**Work to be completed**
Pull out every line below that contains the word "React".

**Records for this exercise**

--- begin ---

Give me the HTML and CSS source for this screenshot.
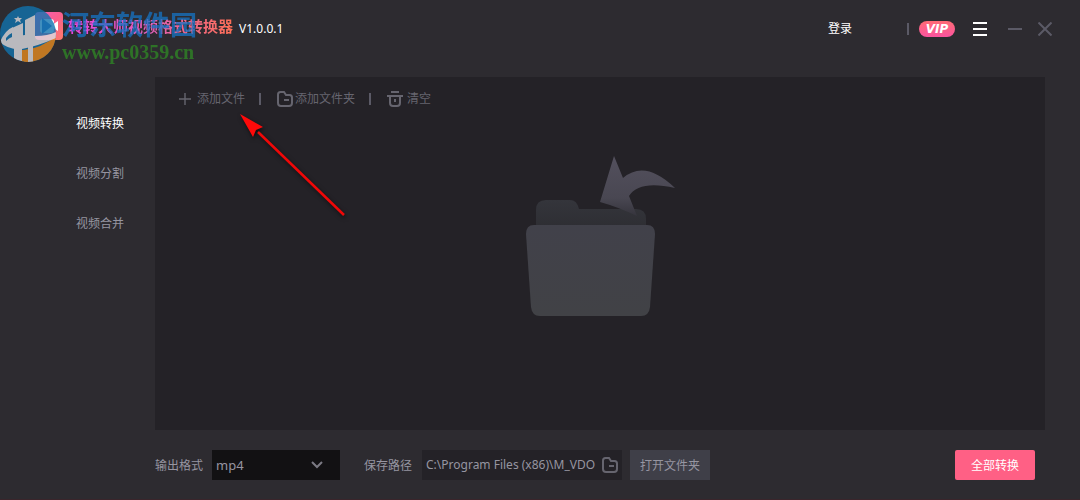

--- end ---
--- begin ---

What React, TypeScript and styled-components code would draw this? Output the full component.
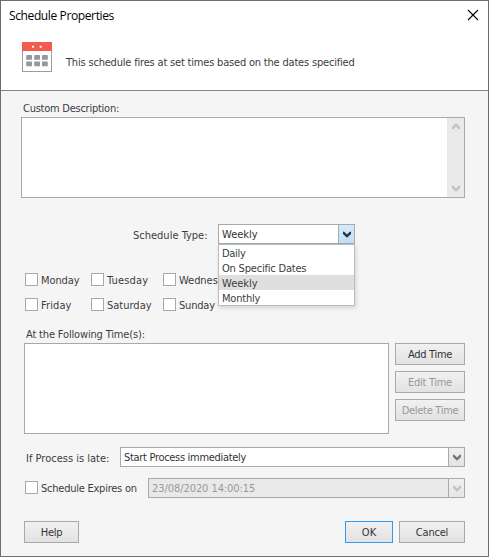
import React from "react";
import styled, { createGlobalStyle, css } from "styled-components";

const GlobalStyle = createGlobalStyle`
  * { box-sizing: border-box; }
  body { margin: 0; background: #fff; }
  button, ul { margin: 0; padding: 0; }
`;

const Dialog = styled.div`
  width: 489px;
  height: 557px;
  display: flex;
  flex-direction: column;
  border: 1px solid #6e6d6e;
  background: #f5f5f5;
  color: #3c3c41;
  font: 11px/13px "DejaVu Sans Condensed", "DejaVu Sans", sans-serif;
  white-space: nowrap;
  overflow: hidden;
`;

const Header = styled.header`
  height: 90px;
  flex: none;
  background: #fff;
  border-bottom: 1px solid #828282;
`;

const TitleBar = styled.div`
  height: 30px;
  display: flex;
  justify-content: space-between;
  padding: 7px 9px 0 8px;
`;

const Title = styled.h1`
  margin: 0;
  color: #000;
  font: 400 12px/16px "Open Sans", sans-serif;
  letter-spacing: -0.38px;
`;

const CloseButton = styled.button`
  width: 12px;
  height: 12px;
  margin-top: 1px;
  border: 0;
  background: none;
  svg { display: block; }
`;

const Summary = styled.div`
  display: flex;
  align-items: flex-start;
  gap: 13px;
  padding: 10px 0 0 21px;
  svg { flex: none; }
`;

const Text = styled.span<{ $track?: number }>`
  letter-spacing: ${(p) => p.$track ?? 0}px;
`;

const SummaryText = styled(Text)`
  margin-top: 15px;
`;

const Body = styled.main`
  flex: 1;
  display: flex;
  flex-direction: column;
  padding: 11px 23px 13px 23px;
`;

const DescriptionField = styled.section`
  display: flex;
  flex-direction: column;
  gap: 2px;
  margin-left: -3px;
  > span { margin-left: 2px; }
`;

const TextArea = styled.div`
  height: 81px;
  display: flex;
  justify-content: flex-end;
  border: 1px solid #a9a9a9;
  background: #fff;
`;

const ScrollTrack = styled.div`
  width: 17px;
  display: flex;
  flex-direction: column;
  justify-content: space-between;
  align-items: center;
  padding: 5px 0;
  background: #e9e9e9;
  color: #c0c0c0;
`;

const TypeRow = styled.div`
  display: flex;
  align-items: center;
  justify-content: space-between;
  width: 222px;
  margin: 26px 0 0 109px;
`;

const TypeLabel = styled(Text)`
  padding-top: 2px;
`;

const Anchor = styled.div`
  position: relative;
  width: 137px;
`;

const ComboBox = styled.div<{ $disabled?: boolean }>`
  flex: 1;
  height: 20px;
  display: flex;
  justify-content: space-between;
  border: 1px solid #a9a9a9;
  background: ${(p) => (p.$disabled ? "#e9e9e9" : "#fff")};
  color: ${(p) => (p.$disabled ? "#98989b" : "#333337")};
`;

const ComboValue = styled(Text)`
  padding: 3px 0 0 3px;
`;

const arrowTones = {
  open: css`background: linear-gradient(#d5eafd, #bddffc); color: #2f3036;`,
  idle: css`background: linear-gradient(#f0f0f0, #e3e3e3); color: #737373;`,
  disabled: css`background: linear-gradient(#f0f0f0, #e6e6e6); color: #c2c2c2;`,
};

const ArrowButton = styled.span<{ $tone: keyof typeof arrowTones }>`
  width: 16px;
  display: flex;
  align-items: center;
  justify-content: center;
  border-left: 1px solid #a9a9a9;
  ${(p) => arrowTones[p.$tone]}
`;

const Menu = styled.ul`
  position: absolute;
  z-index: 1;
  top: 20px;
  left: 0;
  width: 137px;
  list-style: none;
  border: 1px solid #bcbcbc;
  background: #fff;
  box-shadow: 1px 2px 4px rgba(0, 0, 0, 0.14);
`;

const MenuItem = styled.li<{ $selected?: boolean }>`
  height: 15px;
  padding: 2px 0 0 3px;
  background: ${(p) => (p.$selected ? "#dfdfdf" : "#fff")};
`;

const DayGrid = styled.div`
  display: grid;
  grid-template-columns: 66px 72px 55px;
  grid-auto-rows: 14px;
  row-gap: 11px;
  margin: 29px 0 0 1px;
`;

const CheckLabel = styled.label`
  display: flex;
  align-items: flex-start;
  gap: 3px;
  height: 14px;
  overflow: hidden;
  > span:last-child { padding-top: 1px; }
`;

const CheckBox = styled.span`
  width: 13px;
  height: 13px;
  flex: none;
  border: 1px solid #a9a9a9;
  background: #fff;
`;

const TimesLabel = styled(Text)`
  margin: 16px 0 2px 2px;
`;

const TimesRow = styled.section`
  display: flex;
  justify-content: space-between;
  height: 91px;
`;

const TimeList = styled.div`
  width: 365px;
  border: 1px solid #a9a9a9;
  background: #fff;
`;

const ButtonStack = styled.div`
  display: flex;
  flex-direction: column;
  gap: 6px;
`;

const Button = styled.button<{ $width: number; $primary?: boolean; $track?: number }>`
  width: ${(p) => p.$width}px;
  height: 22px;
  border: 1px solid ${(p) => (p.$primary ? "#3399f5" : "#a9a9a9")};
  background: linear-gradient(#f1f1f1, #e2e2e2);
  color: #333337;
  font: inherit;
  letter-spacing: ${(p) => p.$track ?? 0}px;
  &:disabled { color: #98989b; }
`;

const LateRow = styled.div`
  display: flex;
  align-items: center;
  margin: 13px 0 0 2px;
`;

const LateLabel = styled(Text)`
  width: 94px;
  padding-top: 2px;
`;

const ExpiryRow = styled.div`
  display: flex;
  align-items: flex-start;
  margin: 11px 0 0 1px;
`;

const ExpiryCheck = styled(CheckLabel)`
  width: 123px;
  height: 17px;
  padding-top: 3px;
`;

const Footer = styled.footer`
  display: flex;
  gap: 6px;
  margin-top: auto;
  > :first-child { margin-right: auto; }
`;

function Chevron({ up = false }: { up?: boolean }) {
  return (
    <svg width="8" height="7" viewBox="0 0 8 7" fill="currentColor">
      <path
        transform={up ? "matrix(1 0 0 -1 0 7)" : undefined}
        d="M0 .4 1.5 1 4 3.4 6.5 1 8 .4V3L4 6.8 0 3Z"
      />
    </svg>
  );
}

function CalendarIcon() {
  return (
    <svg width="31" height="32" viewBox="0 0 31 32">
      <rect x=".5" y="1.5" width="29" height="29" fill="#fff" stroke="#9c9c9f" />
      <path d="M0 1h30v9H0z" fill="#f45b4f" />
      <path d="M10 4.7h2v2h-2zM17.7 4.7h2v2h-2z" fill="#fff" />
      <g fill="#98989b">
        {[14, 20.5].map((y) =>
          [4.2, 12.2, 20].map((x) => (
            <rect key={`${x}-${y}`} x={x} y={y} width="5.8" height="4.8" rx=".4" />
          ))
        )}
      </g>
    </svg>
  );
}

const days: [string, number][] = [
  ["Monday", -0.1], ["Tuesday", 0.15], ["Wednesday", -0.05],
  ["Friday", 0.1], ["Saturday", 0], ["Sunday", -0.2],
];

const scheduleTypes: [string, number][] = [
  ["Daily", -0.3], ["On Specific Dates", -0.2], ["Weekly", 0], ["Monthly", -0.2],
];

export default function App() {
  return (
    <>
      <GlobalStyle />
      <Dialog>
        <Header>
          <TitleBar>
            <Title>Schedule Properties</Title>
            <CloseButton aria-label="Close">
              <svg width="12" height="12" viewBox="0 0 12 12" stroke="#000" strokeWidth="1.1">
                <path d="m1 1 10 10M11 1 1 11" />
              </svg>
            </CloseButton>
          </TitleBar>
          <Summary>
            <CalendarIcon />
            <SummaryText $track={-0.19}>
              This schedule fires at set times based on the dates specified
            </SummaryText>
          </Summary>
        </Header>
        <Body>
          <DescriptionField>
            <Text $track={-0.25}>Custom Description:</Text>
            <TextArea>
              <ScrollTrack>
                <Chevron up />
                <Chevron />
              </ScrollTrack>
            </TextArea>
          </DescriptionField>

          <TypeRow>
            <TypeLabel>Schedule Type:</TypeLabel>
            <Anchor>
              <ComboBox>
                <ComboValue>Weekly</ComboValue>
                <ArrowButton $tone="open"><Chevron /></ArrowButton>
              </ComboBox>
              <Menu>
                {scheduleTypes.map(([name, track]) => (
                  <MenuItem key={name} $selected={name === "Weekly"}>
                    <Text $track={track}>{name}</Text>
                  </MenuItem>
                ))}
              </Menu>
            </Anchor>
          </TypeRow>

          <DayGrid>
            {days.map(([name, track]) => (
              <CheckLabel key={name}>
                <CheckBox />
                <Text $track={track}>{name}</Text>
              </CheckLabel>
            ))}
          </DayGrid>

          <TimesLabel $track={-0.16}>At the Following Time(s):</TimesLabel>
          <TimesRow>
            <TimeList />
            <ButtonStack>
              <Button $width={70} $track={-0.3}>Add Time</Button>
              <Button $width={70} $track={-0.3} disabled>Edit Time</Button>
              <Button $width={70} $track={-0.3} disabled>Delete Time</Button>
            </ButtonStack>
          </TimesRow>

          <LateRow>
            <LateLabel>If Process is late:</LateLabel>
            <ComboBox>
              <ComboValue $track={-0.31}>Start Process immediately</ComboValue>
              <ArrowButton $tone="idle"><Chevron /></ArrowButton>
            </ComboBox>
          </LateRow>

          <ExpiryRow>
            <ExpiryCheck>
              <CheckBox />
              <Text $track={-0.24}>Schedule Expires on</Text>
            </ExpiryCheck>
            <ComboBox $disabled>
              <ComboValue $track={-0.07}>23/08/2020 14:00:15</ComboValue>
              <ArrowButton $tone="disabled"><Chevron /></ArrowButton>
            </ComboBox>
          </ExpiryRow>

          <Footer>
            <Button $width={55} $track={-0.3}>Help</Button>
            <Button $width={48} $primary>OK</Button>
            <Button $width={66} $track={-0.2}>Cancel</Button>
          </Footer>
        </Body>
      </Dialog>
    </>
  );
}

--- end ---

**Solution to the problem**
What React, TypeScript and styled-components code would draw this? Output the full component.
import React from "react";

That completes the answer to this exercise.